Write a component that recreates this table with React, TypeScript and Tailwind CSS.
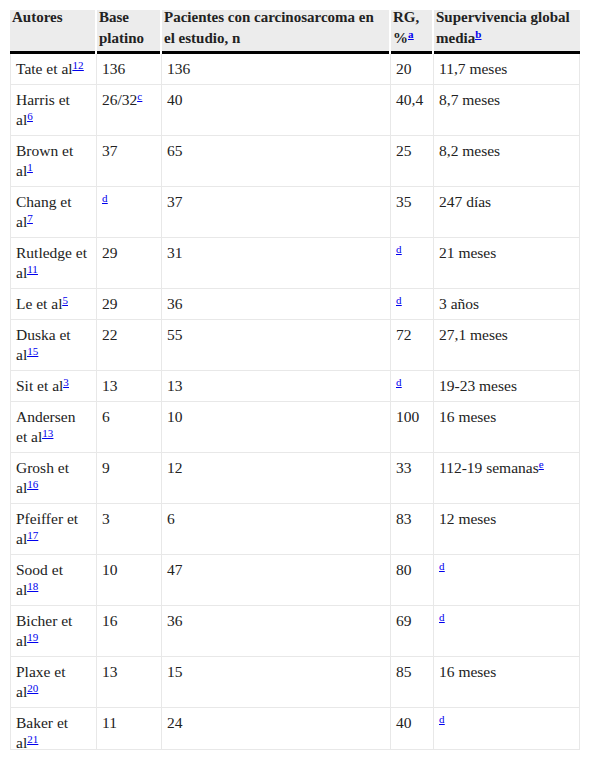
type Row = {
  name: string;
  wrap: "al" | "et" | null;
  cite: string;
  base: string;
  baseNote?: string;
  pacientes: string;
  rg: string;
  rgNote?: string;
  sv: string;
  svNote?: string;
};

const rows: Row[] = [
  { name: "Tate", wrap: null, cite: "12", base: "136", pacientes: "136", rg: "20", sv: "11,7 meses" },
  { name: "Harris", wrap: "al", cite: "6", base: "26/32", baseNote: "c", pacientes: "40", rg: "40,4", sv: "8,7 meses" },
  { name: "Brown", wrap: "al", cite: "1", base: "37", pacientes: "65", rg: "25", sv: "8,2 meses" },
  { name: "Chang", wrap: "al", cite: "7", base: "", baseNote: "d", pacientes: "37", rg: "35", sv: "247 días" },
  { name: "Rutledge", wrap: "al", cite: "11", base: "29", pacientes: "31", rg: "", rgNote: "d", sv: "21 meses" },
  { name: "Le", wrap: null, cite: "5", base: "29", pacientes: "36", rg: "", rgNote: "d", sv: "3 años" },
  { name: "Duska", wrap: "al", cite: "15", base: "22", pacientes: "55", rg: "72", sv: "27,1 meses" },
  { name: "Sit", wrap: null, cite: "3", base: "13", pacientes: "13", rg: "", rgNote: "d", sv: "19-23 meses" },
  { name: "Andersen", wrap: "et", cite: "13", base: "6", pacientes: "10", rg: "100", sv: "16 meses" },
  { name: "Grosh", wrap: "al", cite: "16", base: "9", pacientes: "12", rg: "33", sv: "112-19 semanas", svNote: "e" },
  { name: "Pfeiffer", wrap: "al", cite: "17", base: "3", pacientes: "6", rg: "83", sv: "12 meses" },
  { name: "Sood", wrap: "al", cite: "18", base: "10", pacientes: "47", rg: "80", sv: "", svNote: "d" },
  { name: "Bicher", wrap: "al", cite: "19", base: "16", pacientes: "36", rg: "69", sv: "", svNote: "d" },
  { name: "Plaxe", wrap: "al", cite: "20", base: "13", pacientes: "15", rg: "85", sv: "16 meses" },
  { name: "Baker", wrap: "al", cite: "21", base: "11", pacientes: "24", rg: "40", sv: "", svNote: "d" },
];

function Note({ children }: { children: string }) {
  return (
    <sup className="text-[11px] text-[#0000ee] underline underline-offset-1">
      <a href="#">{children}</a>
    </sup>
  );
}

function Author({ row }: { row: Row }) {
  if (row.wrap === "et") {
    return (
      <>
        {row.name}
        <br />
        et al<Note>{row.cite}</Note>
      </>
    );
  }
  if (row.wrap === "al") {
    return (
      <>
        {row.name} et
        <br />
        al<Note>{row.cite}</Note>
      </>
    );
  }
  return (
    <>
      {row.name} et al<Note>{row.cite}</Note>
    </>
  );
}

// header cells: grey band, black rule drawn inside so the white column gaps cut it
const th =
  "h-[44px] bg-[#ececec] px-[2px] pt-0 pb-[3px] text-left align-top font-bold shadow-[inset_0_-3px_0_#000]";
const td = "border-r border-b border-[#e8e8e8] px-[5px] py-[5px] align-top text-[15.5px]";

export default function App() {
  return (
    <div className="min-h-screen bg-white font-serif text-[15px] leading-5 text-[#222]">
      <div className="ml-[10px] mt-[10px] h-[740px] w-[570px] overflow-hidden border-b border-[#e8e8e8]">
        <table className="w-full table-fixed border-separate border-spacing-0 font-[Liberation_Serif,Times_New_Roman,serif] text-[15px] leading-5">
          <colgroup>
            <col className="w-[87px]" />
            <col className="w-[65px]" />
            <col className="w-[229px]" />
            <col className="w-[43px]" />
            <col className="w-[146px]" />
          </colgroup>
          <thead>
            <tr>
              <th className={`${th} border-r-2 border-white`}>
                <div className="-mt-[3px] leading-[21px]">Autores</div>
              </th>
              <th className={`${th} border-r-2 border-white`}>
                <div className="-mt-[3px] leading-[21px]">
                  Base
                  <br />
                  platino
                </div>
              </th>
              <th className={`${th} border-r-2 border-white`}>
                <div className="-mt-[3px] leading-[21px]">
                  Pacientes con carcinosarcoma en
                  <br />
                  el estudio, n
                </div>
              </th>
              <th className={`${th} border-r-2 border-white`}>
                <div className="-mt-[3px] leading-[21px]">
                  RG,
                  <br />
                  %<Note>a</Note>
                </div>
              </th>
              <th className={th}>
                <div className="-mt-[3px] leading-[21px]">
                  Supervivencia global
                  <br />
                  media<Note>b</Note>
                </div>
              </th>
            </tr>
          </thead>
          <tbody>
            {rows.map((row) => (
              <tr key={row.name}>
                <td className={`${td} border-l`}>
                  <Author row={row} />
                </td>
                <td className={td}>
                  {row.base}
                  {row.baseNote && <Note>{row.baseNote}</Note>}
                </td>
                <td className={td}>{row.pacientes}</td>
                <td className={td}>
                  {row.rg}
                  {row.rgNote && <Note>{row.rgNote}</Note>}
                </td>
                <td className={td}>
                  {row.sv}
                  {row.svNote && <Note>{row.svNote}</Note>}
                </td>
              </tr>
            ))}
          </tbody>
        </table>
      </div>
    </div>
  );
}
——
■ Stated exercise ■
Retype each line of the listing above word for word. Exclude the pictures.

■ Output below ■
Write a component that recreates this table with React, TypeScript and Tailwind CSS.
type Row = {
  name: string;
  wrap: "al" | "et" | null;
  cite: string;
  base: string;
  baseNote?: string;
  pacientes: string;
  rg: string;
  rgNote?: string;
  sv: string;
  svNote?: string;
};

const rows: Row[] = [
  { name: "Tate", wrap: null, cite: "12", base: "136", pacientes: "136", rg: "20", sv: "11,7 meses" },
  { name: "Harris", wrap: "al", cite: "6", base: "26/32", baseNote: "c", pacientes: "40", rg: "40,4", sv: "8,7 meses" },
  { name: "Brown", wrap: "al", cite: "1", base: "37", pacientes: "65", rg: "25", sv: "8,2 meses" },
  { name: "Chang", wrap: "al", cite: "7", base: "", baseNote: "d", pacientes: "37", rg: "35", sv: "247 días" },
  { name: "Rutledge", wrap: "al", cite: "11", base: "29", pacientes: "31", rg: "", rgNote: "d", sv: "21 meses" },
  { name: "Le", wrap: null, cite: "5", base: "29", pacientes: "36", rg: "", rgNote: "d", sv: "3 años" },
  { name: "Duska", wrap: "al", cite: "15", base: "22", pacientes: "55", rg: "72", sv: "27,1 meses" },
  { name: "Sit", wrap: null, cite: "3", base: "13", pacientes: "13", rg: "", rgNote: "d", sv: "19-23 meses" },
  { name: "Andersen", wrap: "et", cite: "13", base: "6", pacientes: "10", rg: "100", sv: "16 meses" },
  { name: "Grosh", wrap: "al", cite: "16", base: "9", pacientes: "12", rg: "33", sv: "112-19 semanas", svNote: "e" },
  { name: "Pfeiffer", wrap: "al", cite: "17", base: "3", pacientes: "6", rg: "83", sv: "12 meses" },
  { name: "Sood", wrap: "al", cite: "18", base: "10", pacientes: "47", rg: "80", sv: "", svNote: "d" },
  { name: "Bicher", wrap: "al", cite: "19", base: "16", pacientes: "36", rg: "69", sv: "", svNote: "d" },
  { name: "Plaxe", wrap: "al", cite: "20", base: "13", pacientes: "15", rg: "85", sv: "16 meses" },
  { name: "Baker", wrap: "al", cite: "21", base: "11", pacientes: "24", rg: "40", sv: "", svNote: "d" },
];

function Note({ children }: { children: string }) {
  return (
    <sup className="text-[11px] text-[#0000ee] underline underline-offset-1">
      <a href="#">{children}</a>
    </sup>
  );
}

function Author({ row }: { row: Row }) {
  if (row.wrap === "et") {
    return (
      <>
        {row.name}
        <br />
        et al<Note>{row.cite}</Note>
      </>
    );
  }
  if (row.wrap === "al") {
    return (
      <>
        {row.name} et
        <br />
        al<Note>{row.cite}</Note>
      </>
    );
  }
  return (
    <>
      {row.name} et al<Note>{row.cite}</Note>
    </>
  );
}

// header cells: grey band, black rule drawn inside so the white column gaps cut it
const th =
  "h-[44px] bg-[#ececec] px-[2px] pt-0 pb-[3px] text-left align-top font-bold shadow-[inset_0_-3px_0_#000]";
const td = "border-r border-b border-[#e8e8e8] px-[5px] py-[5px] align-top text-[15.5px]";

export default function App() {
  return (
    <div className="min-h-screen bg-white font-serif text-[15px] leading-5 text-[#222]">
      <div className="ml-[10px] mt-[10px] h-[740px] w-[570px] overflow-hidden border-b border-[#e8e8e8]">
        <table className="w-full table-fixed border-separate border-spacing-0 font-[Liberation_Serif,Times_New_Roman,serif] text-[15px] leading-5">
          <colgroup>
            <col className="w-[87px]" />
            <col className="w-[65px]" />
            <col className="w-[229px]" />
            <col className="w-[43px]" />
            <col className="w-[146px]" />
          </colgroup>
          <thead>
            <tr>
              <th className={`${th} border-r-2 border-white`}>
                <div className="-mt-[3px] leading-[21px]">Autores</div>
              </th>
              <th className={`${th} border-r-2 border-white`}>
                <div className="-mt-[3px] leading-[21px]">
                  Base
                  <br />
                  platino
                </div>
              </th>
              <th className={`${th} border-r-2 border-white`}>
                <div className="-mt-[3px] leading-[21px]">
                  Pacientes con carcinosarcoma en
                  <br />
                  el estudio, n
                </div>
              </th>
              <th className={`${th} border-r-2 border-white`}>
                <div className="-mt-[3px] leading-[21px]">
                  RG,
                  <br />
                  %<Note>a</Note>
                </div>
              </th>
              <th className={th}>
                <div className="-mt-[3px] leading-[21px]">
                  Supervivencia global
                  <br />
                  media<Note>b</Note>
                </div>
              </th>
            </tr>
          </thead>
          <tbody>
            {rows.map((row) => (
              <tr key={row.name}>
                <td className={`${td} border-l`}>
                  <Author row={row} />
                </td>
                <td className={td}>
                  {row.base}
                  {row.baseNote && <Note>{row.baseNote}</Note>}
                </td>
                <td className={td}>{row.pacientes}</td>
                <td className={td}>
                  {row.rg}
                  {row.rgNote && <Note>{row.rgNote}</Note>}
                </td>
                <td className={td}>
                  {row.sv}
                  {row.svNote && <Note>{row.svNote}</Note>}
                </td>
              </tr>
            ))}
          </tbody>
        </table>
      </div>
    </div>
  );
}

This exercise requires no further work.